• [Records shown]:
-=-=-

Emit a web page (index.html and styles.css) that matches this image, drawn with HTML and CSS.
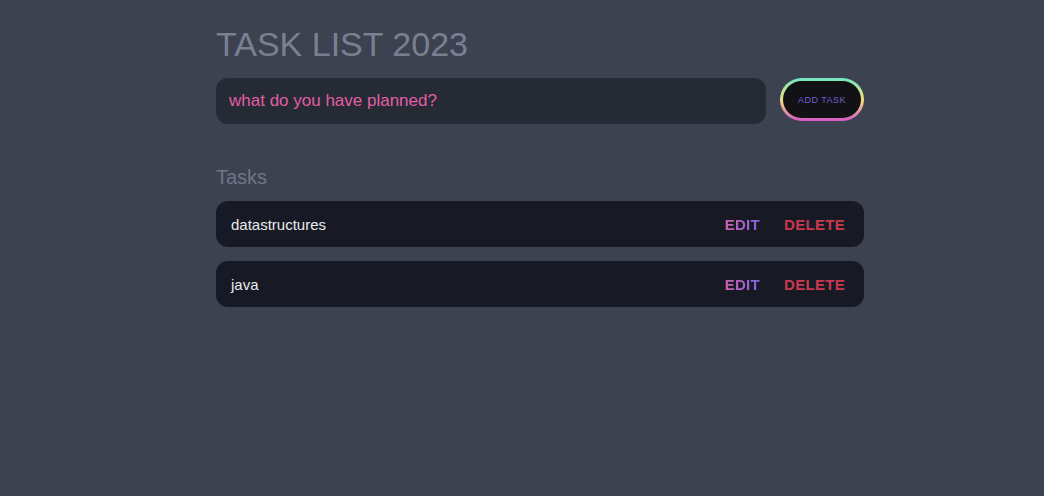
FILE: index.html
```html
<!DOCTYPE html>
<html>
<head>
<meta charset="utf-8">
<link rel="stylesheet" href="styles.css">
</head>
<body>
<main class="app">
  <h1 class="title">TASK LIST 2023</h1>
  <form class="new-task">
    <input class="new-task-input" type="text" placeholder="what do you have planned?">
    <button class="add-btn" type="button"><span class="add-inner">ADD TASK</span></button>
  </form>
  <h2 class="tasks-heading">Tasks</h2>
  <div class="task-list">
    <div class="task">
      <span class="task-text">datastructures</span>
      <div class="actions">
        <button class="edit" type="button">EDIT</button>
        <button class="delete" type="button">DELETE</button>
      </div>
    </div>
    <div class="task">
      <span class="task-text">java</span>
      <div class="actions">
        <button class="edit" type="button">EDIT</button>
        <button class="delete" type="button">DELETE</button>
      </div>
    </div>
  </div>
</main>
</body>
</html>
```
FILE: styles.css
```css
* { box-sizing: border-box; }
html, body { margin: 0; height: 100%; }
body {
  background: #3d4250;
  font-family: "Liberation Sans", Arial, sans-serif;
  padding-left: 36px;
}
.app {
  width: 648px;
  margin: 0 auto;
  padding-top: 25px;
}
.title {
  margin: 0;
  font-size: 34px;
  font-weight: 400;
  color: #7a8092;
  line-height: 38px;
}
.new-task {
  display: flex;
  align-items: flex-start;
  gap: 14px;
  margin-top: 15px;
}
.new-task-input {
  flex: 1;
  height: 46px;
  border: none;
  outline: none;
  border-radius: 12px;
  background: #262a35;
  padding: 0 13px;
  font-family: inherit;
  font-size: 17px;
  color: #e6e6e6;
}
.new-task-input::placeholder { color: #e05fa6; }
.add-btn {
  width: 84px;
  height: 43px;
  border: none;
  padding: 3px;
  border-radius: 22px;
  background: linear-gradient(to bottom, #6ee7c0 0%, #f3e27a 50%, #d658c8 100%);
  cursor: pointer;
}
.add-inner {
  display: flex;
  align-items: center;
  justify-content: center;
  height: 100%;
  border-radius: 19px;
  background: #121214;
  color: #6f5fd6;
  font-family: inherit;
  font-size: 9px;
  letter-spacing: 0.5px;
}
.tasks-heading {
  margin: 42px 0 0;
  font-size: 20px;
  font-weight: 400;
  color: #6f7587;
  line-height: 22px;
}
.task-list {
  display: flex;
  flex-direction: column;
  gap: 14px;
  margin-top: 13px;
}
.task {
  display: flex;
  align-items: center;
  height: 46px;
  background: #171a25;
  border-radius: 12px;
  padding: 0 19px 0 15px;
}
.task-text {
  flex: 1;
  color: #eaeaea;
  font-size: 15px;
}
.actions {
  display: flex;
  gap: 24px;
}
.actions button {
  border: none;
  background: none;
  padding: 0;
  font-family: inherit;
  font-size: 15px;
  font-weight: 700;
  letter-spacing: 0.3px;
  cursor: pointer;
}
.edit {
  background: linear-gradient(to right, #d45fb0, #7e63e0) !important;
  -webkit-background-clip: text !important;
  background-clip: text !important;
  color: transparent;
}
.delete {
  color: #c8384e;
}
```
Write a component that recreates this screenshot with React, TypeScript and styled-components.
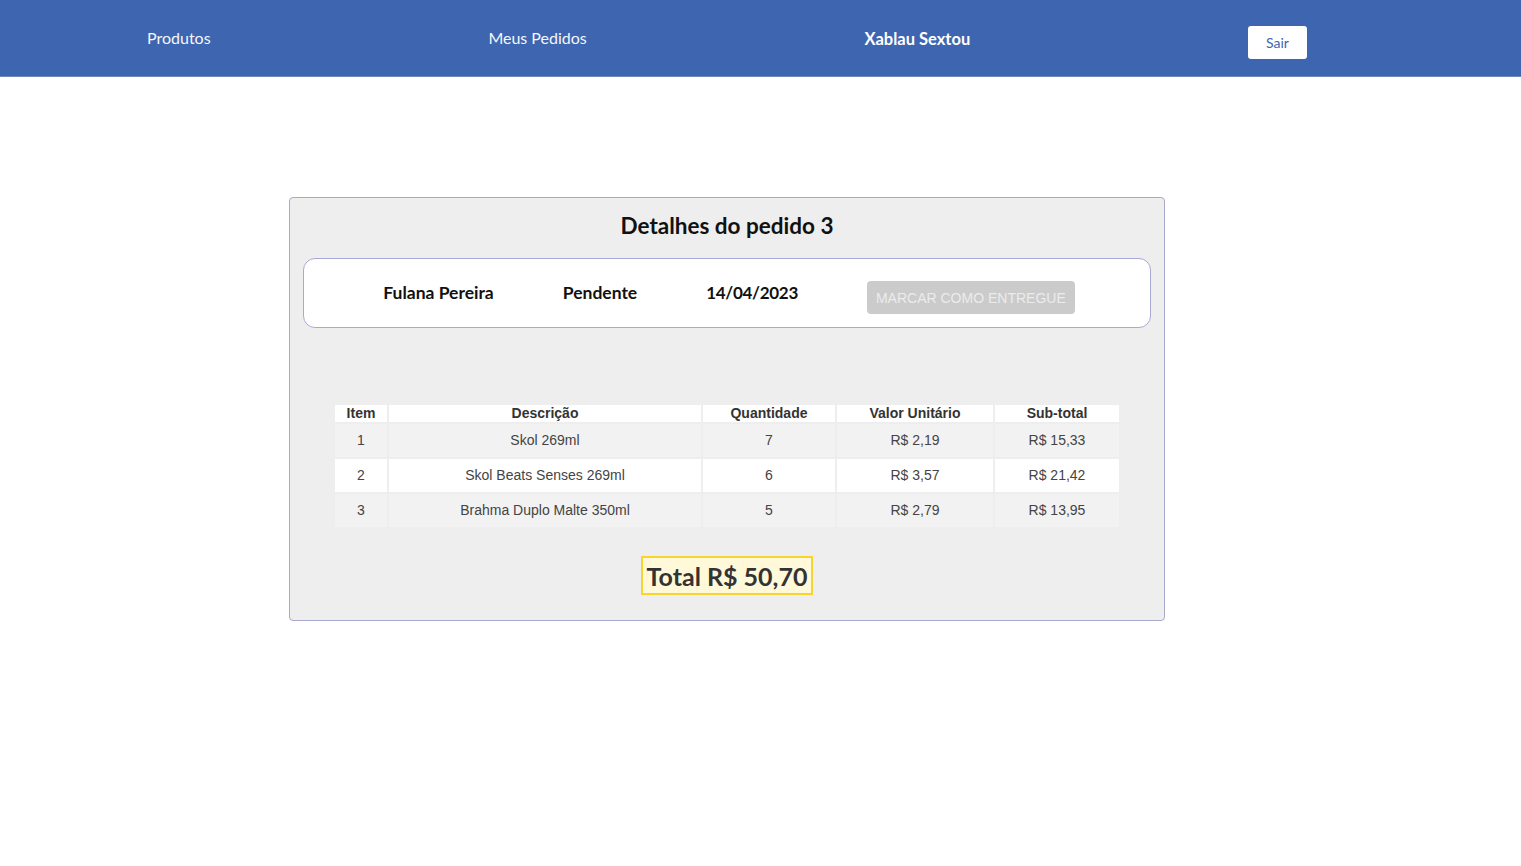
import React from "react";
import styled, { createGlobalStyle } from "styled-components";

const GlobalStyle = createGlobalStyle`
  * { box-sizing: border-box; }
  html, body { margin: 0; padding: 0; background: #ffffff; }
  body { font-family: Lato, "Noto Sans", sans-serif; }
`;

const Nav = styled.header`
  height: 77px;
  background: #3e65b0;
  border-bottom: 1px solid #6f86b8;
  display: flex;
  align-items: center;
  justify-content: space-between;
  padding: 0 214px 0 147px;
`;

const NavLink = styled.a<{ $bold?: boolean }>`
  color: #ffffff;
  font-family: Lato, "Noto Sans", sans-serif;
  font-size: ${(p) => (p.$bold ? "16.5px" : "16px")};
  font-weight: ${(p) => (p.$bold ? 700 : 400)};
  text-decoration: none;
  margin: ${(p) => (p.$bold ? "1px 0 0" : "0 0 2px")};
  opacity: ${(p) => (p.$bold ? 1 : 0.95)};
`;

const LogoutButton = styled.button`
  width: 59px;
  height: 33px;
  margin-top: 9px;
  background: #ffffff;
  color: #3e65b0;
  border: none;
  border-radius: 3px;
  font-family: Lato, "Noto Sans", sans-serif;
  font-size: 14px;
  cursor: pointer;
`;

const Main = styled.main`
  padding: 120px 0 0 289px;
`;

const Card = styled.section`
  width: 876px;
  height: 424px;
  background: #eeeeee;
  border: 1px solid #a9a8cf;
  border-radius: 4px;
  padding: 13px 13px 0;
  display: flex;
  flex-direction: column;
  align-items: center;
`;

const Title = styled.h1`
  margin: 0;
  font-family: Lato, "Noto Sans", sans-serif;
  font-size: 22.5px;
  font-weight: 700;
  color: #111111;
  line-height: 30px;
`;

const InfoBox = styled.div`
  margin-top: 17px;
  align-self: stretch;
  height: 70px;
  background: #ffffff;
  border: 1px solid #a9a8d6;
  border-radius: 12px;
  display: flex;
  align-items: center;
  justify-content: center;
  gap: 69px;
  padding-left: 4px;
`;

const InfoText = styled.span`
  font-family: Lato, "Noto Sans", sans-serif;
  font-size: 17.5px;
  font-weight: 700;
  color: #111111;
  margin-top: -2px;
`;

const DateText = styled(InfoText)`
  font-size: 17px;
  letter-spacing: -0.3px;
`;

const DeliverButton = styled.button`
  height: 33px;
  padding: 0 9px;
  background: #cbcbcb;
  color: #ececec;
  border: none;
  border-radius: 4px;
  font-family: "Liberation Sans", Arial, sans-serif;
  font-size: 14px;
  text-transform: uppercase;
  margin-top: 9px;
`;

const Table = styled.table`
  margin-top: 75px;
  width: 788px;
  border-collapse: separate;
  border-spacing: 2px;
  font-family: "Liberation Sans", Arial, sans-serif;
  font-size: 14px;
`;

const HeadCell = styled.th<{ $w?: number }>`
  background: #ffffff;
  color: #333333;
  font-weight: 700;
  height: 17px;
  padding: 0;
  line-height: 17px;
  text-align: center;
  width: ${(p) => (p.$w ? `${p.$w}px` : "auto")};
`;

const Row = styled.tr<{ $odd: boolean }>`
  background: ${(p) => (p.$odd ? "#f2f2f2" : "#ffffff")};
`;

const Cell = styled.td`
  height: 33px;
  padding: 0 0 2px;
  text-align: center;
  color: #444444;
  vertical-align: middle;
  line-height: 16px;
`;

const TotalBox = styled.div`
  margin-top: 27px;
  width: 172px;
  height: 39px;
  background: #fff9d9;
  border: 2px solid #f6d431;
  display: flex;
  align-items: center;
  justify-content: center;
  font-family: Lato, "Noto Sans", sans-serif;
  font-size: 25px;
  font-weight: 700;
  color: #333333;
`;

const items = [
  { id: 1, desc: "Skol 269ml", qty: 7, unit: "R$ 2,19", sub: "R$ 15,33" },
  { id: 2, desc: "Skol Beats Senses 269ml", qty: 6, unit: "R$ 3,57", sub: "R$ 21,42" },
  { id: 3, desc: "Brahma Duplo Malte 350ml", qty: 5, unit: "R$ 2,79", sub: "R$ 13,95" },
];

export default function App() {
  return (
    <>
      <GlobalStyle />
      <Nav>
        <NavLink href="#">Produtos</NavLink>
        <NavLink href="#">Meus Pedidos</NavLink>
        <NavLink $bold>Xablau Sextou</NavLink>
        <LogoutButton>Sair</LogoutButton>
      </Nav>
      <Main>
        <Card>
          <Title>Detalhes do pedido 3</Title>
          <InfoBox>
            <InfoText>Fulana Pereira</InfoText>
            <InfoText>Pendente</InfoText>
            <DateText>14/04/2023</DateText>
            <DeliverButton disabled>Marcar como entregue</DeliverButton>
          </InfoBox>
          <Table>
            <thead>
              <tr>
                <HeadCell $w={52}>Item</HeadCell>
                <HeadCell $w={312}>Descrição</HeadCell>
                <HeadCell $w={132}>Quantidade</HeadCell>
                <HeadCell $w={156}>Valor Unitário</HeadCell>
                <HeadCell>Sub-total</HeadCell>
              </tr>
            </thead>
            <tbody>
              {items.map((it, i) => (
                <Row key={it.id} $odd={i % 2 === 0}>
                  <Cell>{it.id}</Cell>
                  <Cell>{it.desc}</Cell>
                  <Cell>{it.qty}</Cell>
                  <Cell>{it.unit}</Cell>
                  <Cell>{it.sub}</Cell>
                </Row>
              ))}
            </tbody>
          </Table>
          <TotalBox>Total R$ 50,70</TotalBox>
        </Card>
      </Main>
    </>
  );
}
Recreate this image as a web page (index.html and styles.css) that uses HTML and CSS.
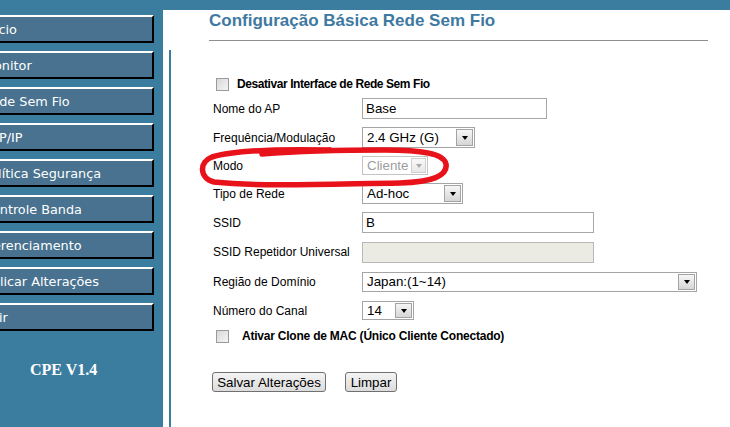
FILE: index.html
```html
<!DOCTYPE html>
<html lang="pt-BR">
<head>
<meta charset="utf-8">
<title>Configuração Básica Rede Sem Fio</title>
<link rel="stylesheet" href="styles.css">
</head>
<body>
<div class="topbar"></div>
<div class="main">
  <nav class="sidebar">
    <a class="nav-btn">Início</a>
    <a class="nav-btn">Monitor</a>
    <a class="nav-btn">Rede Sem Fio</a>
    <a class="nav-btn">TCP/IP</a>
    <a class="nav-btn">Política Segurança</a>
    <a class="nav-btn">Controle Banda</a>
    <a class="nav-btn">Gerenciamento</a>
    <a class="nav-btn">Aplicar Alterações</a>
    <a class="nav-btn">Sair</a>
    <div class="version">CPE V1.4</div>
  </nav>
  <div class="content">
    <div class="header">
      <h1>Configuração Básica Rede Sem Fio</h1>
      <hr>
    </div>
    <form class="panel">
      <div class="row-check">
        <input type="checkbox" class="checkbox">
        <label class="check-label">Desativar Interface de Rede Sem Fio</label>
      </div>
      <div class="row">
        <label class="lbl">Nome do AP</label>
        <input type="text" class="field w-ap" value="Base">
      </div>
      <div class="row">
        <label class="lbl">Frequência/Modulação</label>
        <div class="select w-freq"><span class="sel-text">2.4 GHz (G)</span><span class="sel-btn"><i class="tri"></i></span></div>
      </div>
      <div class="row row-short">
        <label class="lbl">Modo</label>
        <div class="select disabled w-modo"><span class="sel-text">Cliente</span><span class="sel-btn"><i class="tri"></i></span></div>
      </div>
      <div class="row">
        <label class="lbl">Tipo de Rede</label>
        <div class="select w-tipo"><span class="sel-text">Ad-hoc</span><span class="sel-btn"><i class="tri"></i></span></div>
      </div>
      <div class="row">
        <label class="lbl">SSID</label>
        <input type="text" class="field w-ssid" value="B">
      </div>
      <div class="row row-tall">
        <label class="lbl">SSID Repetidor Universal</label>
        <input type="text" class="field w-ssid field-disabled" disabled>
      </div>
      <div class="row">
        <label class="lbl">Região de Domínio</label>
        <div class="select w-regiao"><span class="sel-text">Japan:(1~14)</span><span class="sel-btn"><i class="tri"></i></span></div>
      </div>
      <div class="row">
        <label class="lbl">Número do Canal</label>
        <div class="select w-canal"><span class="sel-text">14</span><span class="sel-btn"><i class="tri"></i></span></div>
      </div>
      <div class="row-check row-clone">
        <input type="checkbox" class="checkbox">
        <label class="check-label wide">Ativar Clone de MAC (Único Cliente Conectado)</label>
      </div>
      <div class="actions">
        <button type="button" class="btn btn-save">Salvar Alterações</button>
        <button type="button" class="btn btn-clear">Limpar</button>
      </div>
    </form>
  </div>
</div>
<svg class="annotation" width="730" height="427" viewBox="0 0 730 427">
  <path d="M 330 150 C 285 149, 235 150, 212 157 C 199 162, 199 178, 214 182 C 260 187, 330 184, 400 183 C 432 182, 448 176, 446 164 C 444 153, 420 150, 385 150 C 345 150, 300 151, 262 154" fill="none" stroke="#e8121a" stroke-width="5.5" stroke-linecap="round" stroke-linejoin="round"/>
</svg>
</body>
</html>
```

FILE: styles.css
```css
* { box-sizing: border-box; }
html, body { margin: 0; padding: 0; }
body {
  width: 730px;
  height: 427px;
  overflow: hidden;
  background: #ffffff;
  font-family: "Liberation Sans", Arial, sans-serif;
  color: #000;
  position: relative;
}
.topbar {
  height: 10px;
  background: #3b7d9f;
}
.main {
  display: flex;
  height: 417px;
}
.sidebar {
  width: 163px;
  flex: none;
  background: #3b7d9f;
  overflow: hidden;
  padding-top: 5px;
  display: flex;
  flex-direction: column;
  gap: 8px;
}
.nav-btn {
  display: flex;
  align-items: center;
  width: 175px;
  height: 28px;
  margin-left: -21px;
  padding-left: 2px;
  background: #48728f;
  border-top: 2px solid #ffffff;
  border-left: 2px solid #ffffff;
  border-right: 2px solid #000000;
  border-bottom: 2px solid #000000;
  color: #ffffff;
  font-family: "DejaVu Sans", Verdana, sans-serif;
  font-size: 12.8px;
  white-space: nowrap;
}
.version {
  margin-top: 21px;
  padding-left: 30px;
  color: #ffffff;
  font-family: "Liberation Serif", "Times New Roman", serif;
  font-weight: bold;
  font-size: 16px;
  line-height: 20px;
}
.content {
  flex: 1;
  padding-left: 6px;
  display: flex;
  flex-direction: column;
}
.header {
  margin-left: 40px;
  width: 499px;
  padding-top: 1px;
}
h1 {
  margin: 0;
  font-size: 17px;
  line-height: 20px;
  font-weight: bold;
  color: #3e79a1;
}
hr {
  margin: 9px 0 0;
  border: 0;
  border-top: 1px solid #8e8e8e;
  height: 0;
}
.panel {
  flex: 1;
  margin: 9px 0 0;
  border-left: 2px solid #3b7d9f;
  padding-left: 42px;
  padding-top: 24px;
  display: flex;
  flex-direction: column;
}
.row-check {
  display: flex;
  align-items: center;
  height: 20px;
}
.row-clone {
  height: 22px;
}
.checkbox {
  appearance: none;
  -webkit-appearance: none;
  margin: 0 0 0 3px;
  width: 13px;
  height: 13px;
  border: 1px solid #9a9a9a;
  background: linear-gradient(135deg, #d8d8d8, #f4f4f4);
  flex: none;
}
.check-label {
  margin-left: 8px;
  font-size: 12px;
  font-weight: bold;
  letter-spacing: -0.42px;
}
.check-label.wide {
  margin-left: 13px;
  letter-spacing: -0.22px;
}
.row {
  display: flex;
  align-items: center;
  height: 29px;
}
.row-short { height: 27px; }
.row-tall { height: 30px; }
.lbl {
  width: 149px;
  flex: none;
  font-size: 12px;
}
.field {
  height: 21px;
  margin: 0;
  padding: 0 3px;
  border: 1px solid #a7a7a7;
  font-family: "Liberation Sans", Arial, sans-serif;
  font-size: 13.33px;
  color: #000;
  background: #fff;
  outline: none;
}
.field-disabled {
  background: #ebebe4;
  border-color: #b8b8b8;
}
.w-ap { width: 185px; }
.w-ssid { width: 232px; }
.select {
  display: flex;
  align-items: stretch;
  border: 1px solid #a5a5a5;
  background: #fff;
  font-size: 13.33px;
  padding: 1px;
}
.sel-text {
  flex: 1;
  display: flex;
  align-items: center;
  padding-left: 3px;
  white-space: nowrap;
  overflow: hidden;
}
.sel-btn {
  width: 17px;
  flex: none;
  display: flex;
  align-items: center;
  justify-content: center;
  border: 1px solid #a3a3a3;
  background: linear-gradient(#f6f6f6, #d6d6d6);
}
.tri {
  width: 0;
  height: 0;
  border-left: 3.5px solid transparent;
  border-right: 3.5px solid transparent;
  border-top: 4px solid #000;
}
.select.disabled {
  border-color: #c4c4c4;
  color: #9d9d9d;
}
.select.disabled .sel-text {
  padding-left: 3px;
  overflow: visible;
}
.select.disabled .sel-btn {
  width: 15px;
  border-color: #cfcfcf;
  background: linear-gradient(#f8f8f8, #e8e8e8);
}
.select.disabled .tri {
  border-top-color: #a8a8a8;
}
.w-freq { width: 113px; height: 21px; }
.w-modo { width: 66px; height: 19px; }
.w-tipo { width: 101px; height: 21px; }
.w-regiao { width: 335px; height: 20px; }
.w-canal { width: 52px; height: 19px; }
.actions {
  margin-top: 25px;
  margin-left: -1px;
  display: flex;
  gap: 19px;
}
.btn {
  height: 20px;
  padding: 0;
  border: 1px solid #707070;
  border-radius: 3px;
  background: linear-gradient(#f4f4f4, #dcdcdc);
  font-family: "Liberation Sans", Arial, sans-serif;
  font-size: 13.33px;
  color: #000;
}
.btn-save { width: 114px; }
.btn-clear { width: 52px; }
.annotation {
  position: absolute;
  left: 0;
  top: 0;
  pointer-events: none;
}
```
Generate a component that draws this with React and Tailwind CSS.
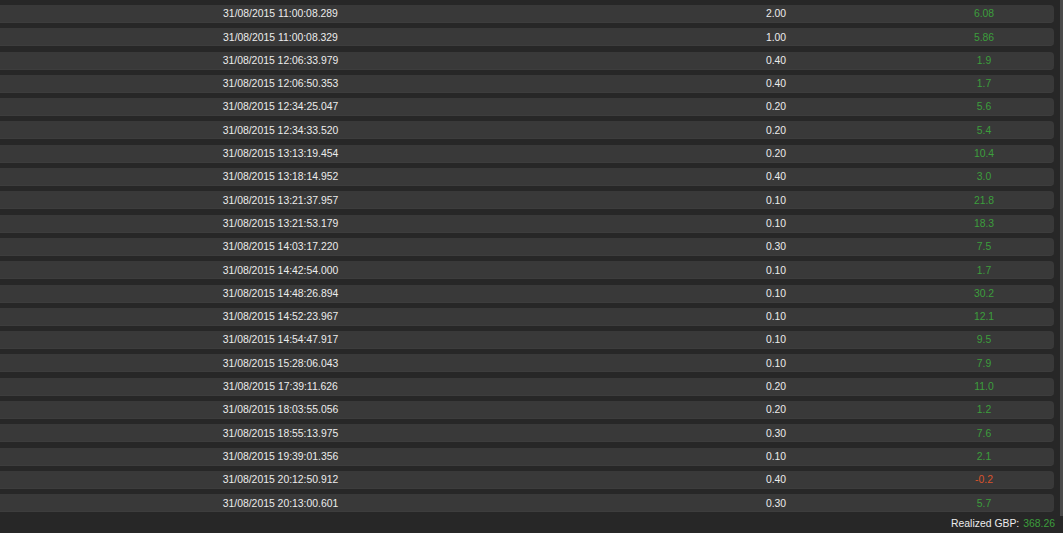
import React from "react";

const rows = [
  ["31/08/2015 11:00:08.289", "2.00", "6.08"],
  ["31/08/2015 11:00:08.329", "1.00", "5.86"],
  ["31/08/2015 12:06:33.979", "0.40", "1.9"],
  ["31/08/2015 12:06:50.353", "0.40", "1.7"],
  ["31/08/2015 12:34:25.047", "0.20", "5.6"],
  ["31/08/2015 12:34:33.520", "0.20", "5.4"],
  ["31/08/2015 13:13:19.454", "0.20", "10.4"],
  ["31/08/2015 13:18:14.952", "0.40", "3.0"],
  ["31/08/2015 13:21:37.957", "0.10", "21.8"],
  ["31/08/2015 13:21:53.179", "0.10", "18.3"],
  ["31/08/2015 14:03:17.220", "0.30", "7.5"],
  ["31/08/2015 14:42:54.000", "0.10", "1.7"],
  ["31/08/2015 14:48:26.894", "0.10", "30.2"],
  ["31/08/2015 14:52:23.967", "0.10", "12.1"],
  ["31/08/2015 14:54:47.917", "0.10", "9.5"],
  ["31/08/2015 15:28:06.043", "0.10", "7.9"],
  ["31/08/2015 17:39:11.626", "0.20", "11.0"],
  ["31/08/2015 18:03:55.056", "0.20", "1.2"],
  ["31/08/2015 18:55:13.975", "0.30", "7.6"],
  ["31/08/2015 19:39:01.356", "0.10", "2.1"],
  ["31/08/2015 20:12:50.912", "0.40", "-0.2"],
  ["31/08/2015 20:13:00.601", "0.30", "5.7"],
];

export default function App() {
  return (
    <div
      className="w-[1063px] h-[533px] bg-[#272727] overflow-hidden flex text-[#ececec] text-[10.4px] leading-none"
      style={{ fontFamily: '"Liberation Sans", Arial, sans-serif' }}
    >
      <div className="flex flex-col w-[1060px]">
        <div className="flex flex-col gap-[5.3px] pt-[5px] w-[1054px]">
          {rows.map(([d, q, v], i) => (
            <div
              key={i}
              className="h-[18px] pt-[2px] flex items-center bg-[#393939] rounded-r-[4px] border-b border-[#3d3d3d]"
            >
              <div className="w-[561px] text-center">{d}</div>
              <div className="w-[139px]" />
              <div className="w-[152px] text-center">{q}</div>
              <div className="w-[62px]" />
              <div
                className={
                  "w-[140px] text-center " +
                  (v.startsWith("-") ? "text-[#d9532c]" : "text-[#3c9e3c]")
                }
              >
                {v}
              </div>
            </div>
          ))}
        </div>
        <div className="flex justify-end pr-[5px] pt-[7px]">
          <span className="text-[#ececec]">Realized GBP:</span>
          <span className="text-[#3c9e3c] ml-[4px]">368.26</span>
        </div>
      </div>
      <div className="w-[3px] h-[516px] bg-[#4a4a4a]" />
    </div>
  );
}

-=-=-

• [What you have to do]: Using the records given above, list every line that includes the word "image".

• [Result]:
Emit a web page (index.html and styles.css) that matches this image, drawn with HTML and CSS.
Recreate this image as a web page (index.html and styles.css) that uses HTML and CSS.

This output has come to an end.